* DATA EXCERPT:
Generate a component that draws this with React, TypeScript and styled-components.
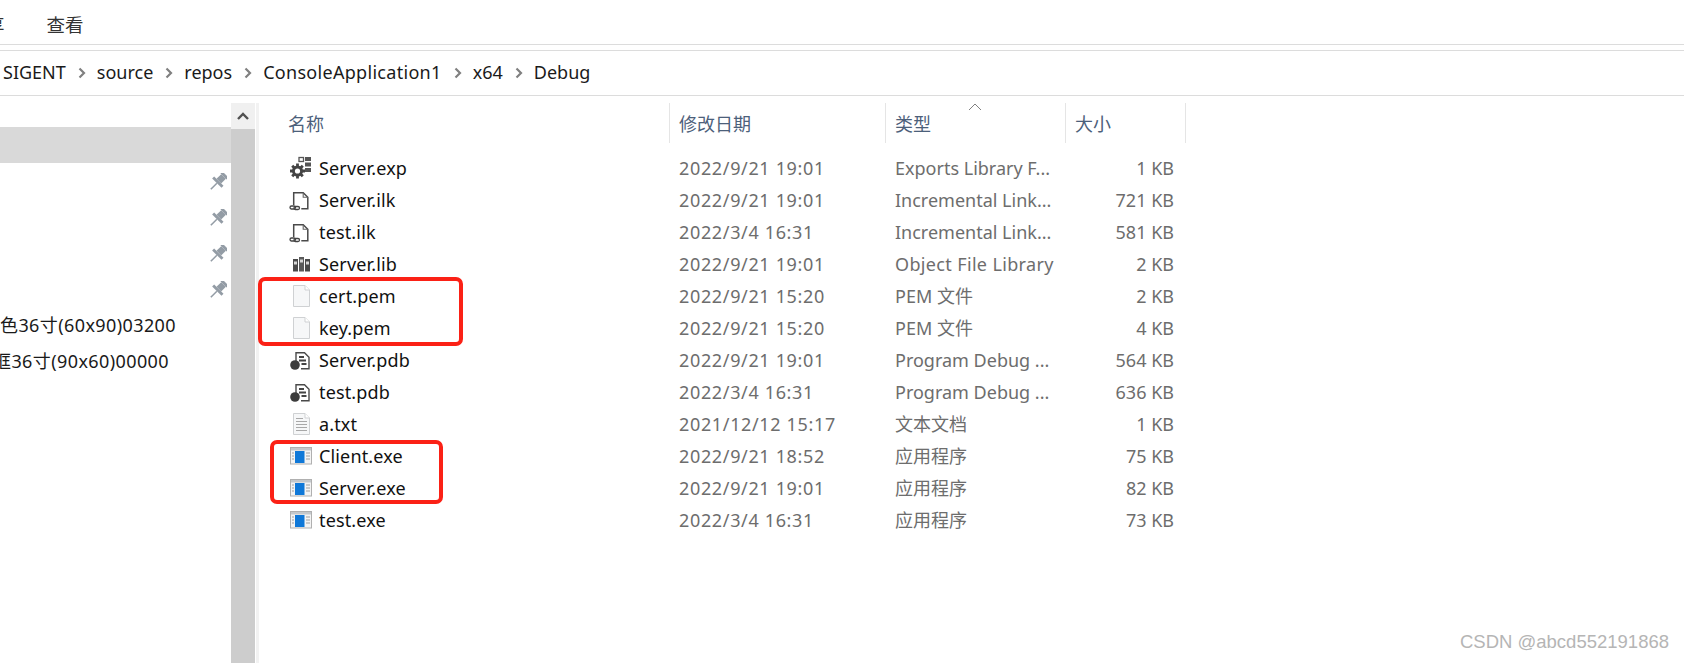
import React from 'react';
import styled, { createGlobalStyle } from 'styled-components';

const GlobalStyle = createGlobalStyle`
  html, body {
    margin: 0;
    padding: 0;
    background: #fff;
  }
  body {
    font-family: "Noto Sans", "Noto Sans CJK SC", sans-serif;
    font-size: 18px;
    color: #1a1a1a;
    overflow: hidden;
  }
`;

const Page = styled.div`
  position: relative;
  width: 1684px;
  height: 663px;
  overflow: hidden;
  background: #fff;
`;

const Ribbon = styled.div`
  height: 45px;
  display: flex;
  align-items: center;
  gap: 42px;
  margin-left: -14px;
  padding-top: 6px;
  box-sizing: border-box;
  border-bottom: 1px solid #dcdcdc;
`;

const RibbonTab = styled.span`
  font-size: 18.500px;
  line-height: 24px;
  color: #333;
`;

const AddressBar = styled.div`
  margin-top: 5px;
  height: 46px;
  box-sizing: border-box;
  border-top: 1px solid #dcdcdc;
  border-bottom: 1px solid #dcdcdc;
  display: flex;
  align-items: center;
  padding-left: 3px;
  padding-bottom: 2px;
`;

const Crumb = styled.span<{ $long?: boolean }>`
  line-height: 24px;
  letter-spacing: ${p => (p.$long ? 0.3 : 0)}px;
  color: #1a1a1a;
`;

const CrumbSep = styled.svg`
  width: 8px;
  height: 12px;
  margin: 1px 11px 0 12px;
  flex: none;
`;

const Body = styled.div`
  display: flex;
  height: 567px;
`;

const NavPane = styled.div`
  width: 231px;
  flex: none;
  padding-top: 31px;
  box-sizing: border-box;
  overflow: hidden;
`;

const NavRow = styled.div<{ $selected?: boolean }>`
  height: 36px;
  display: flex;
  align-items: center;
  justify-content: flex-end;
  padding-right: 4px;
  background: ${p => (p.$selected ? '#d9d9d9' : 'transparent')};
`;

const NavText = styled.span<{ $shift: number }>`
  margin-left: ${p => p.$shift}px;
  margin-right: auto;
  white-space: nowrap;
  line-height: 24px;
  letter-spacing: 0.4px;
`;

const Scrollbar = styled.div`
  width: 24px;
  flex: none;
  margin-top: 7px;
  display: flex;
  flex-direction: column;
`;

const ScrollUp = styled.div`
  height: 26px;
  background: #f0f0f0;
  display: flex;
  align-items: center;
  justify-content: center;
`;

const ScrollThumb = styled.div`
  flex: 1;
  background: #cdcdcd;
`;

const Divider = styled.div`
  width: 3px;
  flex: none;
  margin-left: 1px;
  margin-top: 7px;
  background: #f2f2f2;
`;

const FilePane = styled.div`
  flex: 1;
  padding-top: 7px;
`;

const HeaderRow = styled.div`
  display: flex;
  height: 40px;
`;

const HeaderCell = styled.div<{ $width: number; $pad: number }>`
  position: relative;
  width: ${p => p.$width}px;
  padding-left: ${p => p.$pad}px;
  box-sizing: border-box;
  border-right: 1px solid #e5e5e5;
  line-height: 42px;
  color: #4c607a;
`;

const SortArrow = styled.svg`
  position: absolute;
  left: 82px;
  top: 0;
  width: 14px;
  height: 8px;
`;

const FileList = styled.div`
  margin-top: 9px;
  padding-left: 30px;
`;

const FileRow = styled.div`
  display: grid;
  grid-template-columns: 390px 216px 170px 109px;
  height: 32px;
  align-items: center;
  line-height: 32px;
`;

const NameCell = styled.div`
  display: flex;
  align-items: center;
  gap: 7px;
  color: #111;
  letter-spacing: 0.15px;
`;

const IconSlot = styled.svg`
  width: 23px;
  height: 24px;
  flex: none;
`;

const MetaCell = styled.div<{ $spacing?: number }>`
  color: #6d6d6d;
  white-space: nowrap;
  letter-spacing: ${p => p.$spacing ?? 0}px;
`;

const SizeCell = styled(MetaCell)`
  text-align: right;
`;

const Callout = styled.div<{ $left: number; $top: number; $width: number; $height: number }>`
  position: absolute;
  left: ${p => p.$left}px;
  top: ${p => p.$top}px;
  width: ${p => p.$width}px;
  height: ${p => p.$height}px;
  box-sizing: border-box;
  border: 4px solid #fb2116;
  border-radius: 7px;
`;

const Watermark = styled.div`
  position: absolute;
  right: 15px;
  bottom: 11px;
  font-family: "Liberation Sans", Arial, sans-serif;
  font-size: 18.500px;
  line-height: 20px;
  color: #b5b5b5;
`;

const PinIcon = () => (
  <svg width="17" height="17" viewBox="0 0 18 18">
    <g transform="rotate(45 9 9)" fill="#939ca5">
      <rect x="4.500" y="-1.500" width="9" height="3" />
      <rect x="5.500" y="1.500" width="7" height="7" />
      <rect x="2" y="8.500" width="14" height="3" />
      <rect x="8.200" y="11.500" width="1.600" height="9" />
    </g>
  </svg>
);

const GearIcon = () => (
  <IconSlot viewBox="0 0 23 24">
    <rect x="10" y="1.500" width="4.500" height="4" fill="none" stroke="#555" strokeWidth="1.300" />
    <g fill="#555">
      <rect x="16" y="1" width="6" height="4" />
      <rect x="16" y="6.500" width="6" height="4" />
      <rect x="16" y="12" width="6" height="4" />
    </g>
    <g fill="#444">
      <circle cx="8.500" cy="15" r="5.500" />
      <g stroke="#444" strokeWidth="2.800">
        <path d="M8.500 7.500v15M1 15h15M3.200 9.700l10.600 10.600M13.800 9.700 3.200 20.300" />
      </g>
    </g>
    <circle cx="8.500" cy="15" r="2.600" fill="#fff" />
  </IconSlot>
);

const LinkedDocIcon = () => (
  <IconSlot viewBox="0 0 23 24">
    <path d="M4.700 17V4.700h9.500l4.600 4.600v11.500h-6.500" fill="#fff" stroke="#4a4a4a" strokeWidth="1.500" />
    <path d="M14.200 4.700v4.600h4.600" fill="none" stroke="#666" strokeWidth="1.100" />
    <rect x="1" y="18" width="5.500" height="3" rx="1.500" fill="none" stroke="#444" strokeWidth="1.300" />
    <rect x="5" y="18.500" width="5.500" height="3" rx="1.500" fill="none" stroke="#444" strokeWidth="1.300" />
  </IconSlot>
);

const BooksIcon = () => (
  <IconSlot viewBox="0 0 23 24">
    <rect x="4" y="7" width="5" height="12.500" fill="#4a4a4a" />
    <rect x="10" y="5" width="5" height="14.500" fill="#5a5a5a" />
    <rect x="16" y="7" width="5" height="12.500" fill="#4a4a4a" />
    <rect x="5" y="9.500" width="3" height="3" fill="#d8d8d8" />
    <rect x="11" y="7.500" width="3" height="3" fill="#d8d8d8" />
    <rect x="17" y="9.500" width="3" height="3" fill="#d8d8d8" />
  </IconSlot>
);

const BlankDocIcon = () => (
  <IconSlot viewBox="0 0 23 24">
    <path d="M4.500 1.500h11.500l4.500 4.500v16.500h-16z" fill="#f6f7f8" stroke="#cfd1d3" />
    <path d="M16 1.500v4.500h4.500" fill="#fff" stroke="#cfd1d3" />
  </IconSlot>
);

const TextDocIcon = () => (
  <IconSlot viewBox="0 0 23 24">
    <path d="M4.500 1.500h11.500l4.500 4.500v16.500h-16z" fill="#f6f7f8" stroke="#cfd1d3" />
    <path d="M16 1.500v4.500h4.500" fill="#fff" stroke="#cfd1d3" />
    <path d="M7 6.500h7M7 9.500h11M7 12.500h11M7 15.500h11M7 18.500h11" stroke="#a8a8a8" strokeWidth="1.100" />
  </IconSlot>
);

const DebugIcon = () => (
  <IconSlot viewBox="0 0 23 24">
    <path d="M7 13V4.700h8.500l4.500 4.500v11.500h-8" fill="#fff" stroke="#4a4a4a" strokeWidth="1.400" />
    <path d="M10 9h5M10 12.500h7M12.500 16h5" stroke="#444" strokeWidth="1.800" />
    <circle cx="6" cy="17" r="4.800" fill="#3c3c3c" />
  </IconSlot>
);

const ExeIcon = () => (
  <IconSlot viewBox="0 0 23 24">
    <rect x="1.500" y="3.500" width="21" height="16.500" fill="#f4f4f4" stroke="#b0b0b0" />
    <rect x="2" y="4" width="20" height="2.500" fill="#c4c8cc" />
    <rect x="6" y="7" width="9.500" height="12" fill="#0f78d8" />
    <path d="M3 9h2M3 12h2M3 15h2M17 9h4M17 12h4M17 15h4" stroke="#bcbcbc" strokeWidth="1.300" />
  </IconSlot>
);

const crumbs = ['SIGENT', 'source', 'repos', 'ConsoleApplication1', 'x64', 'Debug'];

const files: Array<{ name: string; icon: React.FC; date: string; type: string; size: string; typeSpacing?: number }> = [
  { name: 'Server.exp', icon: GearIcon, date: '2022/9/21 19:01', type: 'Exports Library F...', size: '1 KB' },
  { name: 'Server.ilk', icon: LinkedDocIcon, date: '2022/9/21 19:01', type: 'Incremental Link...', size: '721 KB' },
  { name: 'test.ilk', icon: LinkedDocIcon, date: '2022/3/4 16:31', type: 'Incremental Link...', size: '581 KB' },
  { name: 'Server.lib', icon: BooksIcon, date: '2022/9/21 19:01', type: 'Object File Library', size: '2 KB', typeSpacing: 0.35 },
  { name: 'cert.pem', icon: BlankDocIcon, date: '2022/9/21 15:20', type: 'PEM 文件', size: '2 KB' },
  { name: 'key.pem', icon: BlankDocIcon, date: '2022/9/21 15:20', type: 'PEM 文件', size: '4 KB' },
  { name: 'Server.pdb', icon: DebugIcon, date: '2022/9/21 19:01', type: 'Program Debug ...', size: '564 KB' },
  { name: 'test.pdb', icon: DebugIcon, date: '2022/3/4 16:31', type: 'Program Debug ...', size: '636 KB' },
  { name: 'a.txt', icon: TextDocIcon, date: '2021/12/12 15:17', type: '文本文档', size: '1 KB' },
  { name: 'Client.exe', icon: ExeIcon, date: '2022/9/21 18:52', type: '应用程序', size: '75 KB' },
  { name: 'Server.exe', icon: ExeIcon, date: '2022/9/21 19:01', type: '应用程序', size: '82 KB' },
  { name: 'test.exe', icon: ExeIcon, date: '2022/3/4 16:31', type: '应用程序', size: '73 KB' },
];

export default function App() {
  return (
    <Page>
      <GlobalStyle />
      <Ribbon>
        <RibbonTab>享</RibbonTab>
        <RibbonTab>查看</RibbonTab>
      </Ribbon>
      <AddressBar>
        {crumbs.map((c, i) => (
          <React.Fragment key={c}>
            {i > 0 && (
              <CrumbSep viewBox="0 0 8 12">
                <path d="M1.500 1.500 6 6l-4.500 4.500" fill="none" stroke="#808080" strokeWidth="2.200" />
              </CrumbSep>
            )}
            <Crumb $long={c.length > 10}>{c}</Crumb>
          </React.Fragment>
        ))}
      </AddressBar>
      <Body>
        <NavPane>
          <NavRow $selected />
          <NavRow><PinIcon /></NavRow>
          <NavRow><PinIcon /></NavRow>
          <NavRow><PinIcon /></NavRow>
          <NavRow><PinIcon /></NavRow>
          <NavRow><NavText $shift={0}>色36寸(60x90)03200</NavText></NavRow>
          <NavRow><NavText $shift={-7}>框36寸(90x60)00000</NavText></NavRow>
        </NavPane>
        <Scrollbar>
          <ScrollUp>
            <svg width="14" height="10" viewBox="0 0 14 10">
              <path d="M2 8l5-5 5 5" fill="none" stroke="#505050" strokeWidth="2.400" />
            </svg>
          </ScrollUp>
          <ScrollThumb />
        </Scrollbar>
        <Divider />
        <FilePane>
          <HeaderRow>
            <HeaderCell $width={411} $pad={29}>名称</HeaderCell>
            <HeaderCell $width={216} $pad={9}>修改日期</HeaderCell>
            <HeaderCell $width={180} $pad={9}>
              类型
              <SortArrow viewBox="0 0 14 8">
                <path d="M1 7l6-6 6 6" fill="none" stroke="#808080" />
              </SortArrow>
            </HeaderCell>
            <HeaderCell $width={120} $pad={9}>大小</HeaderCell>
          </HeaderRow>
          <FileList>
            {files.map(f => (
              <FileRow key={f.name}>
                <NameCell>
                  <f.icon />
                  {f.name}
                </NameCell>
                <MetaCell $spacing={0.65}>{f.date}</MetaCell>
                <MetaCell $spacing={f.typeSpacing}>{f.type}</MetaCell>
                <SizeCell>{f.size}</SizeCell>
              </FileRow>
            ))}
          </FileList>
        </FilePane>
      </Body>
      <Callout $left={258} $top={277} $width={205} $height={69} />
      <Callout $left={270} $top={440} $width={173} $height={64} />
      <Watermark>CSDN @abcd552191868</Watermark>
    </Page>
  );
}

* OBJECTIVE: In the listing, find every line containing the word "React" and list it.

* EXPECTED ANSWER:
Generate a component that draws this with React, TypeScript and styled-components.
import React from 'react';
const files: Array<{ name: string; icon: React.FC; date: string; type: string; size: string; typeSpacing?: number }> = [
          <React.Fragment key={c}>
          </React.Fragment>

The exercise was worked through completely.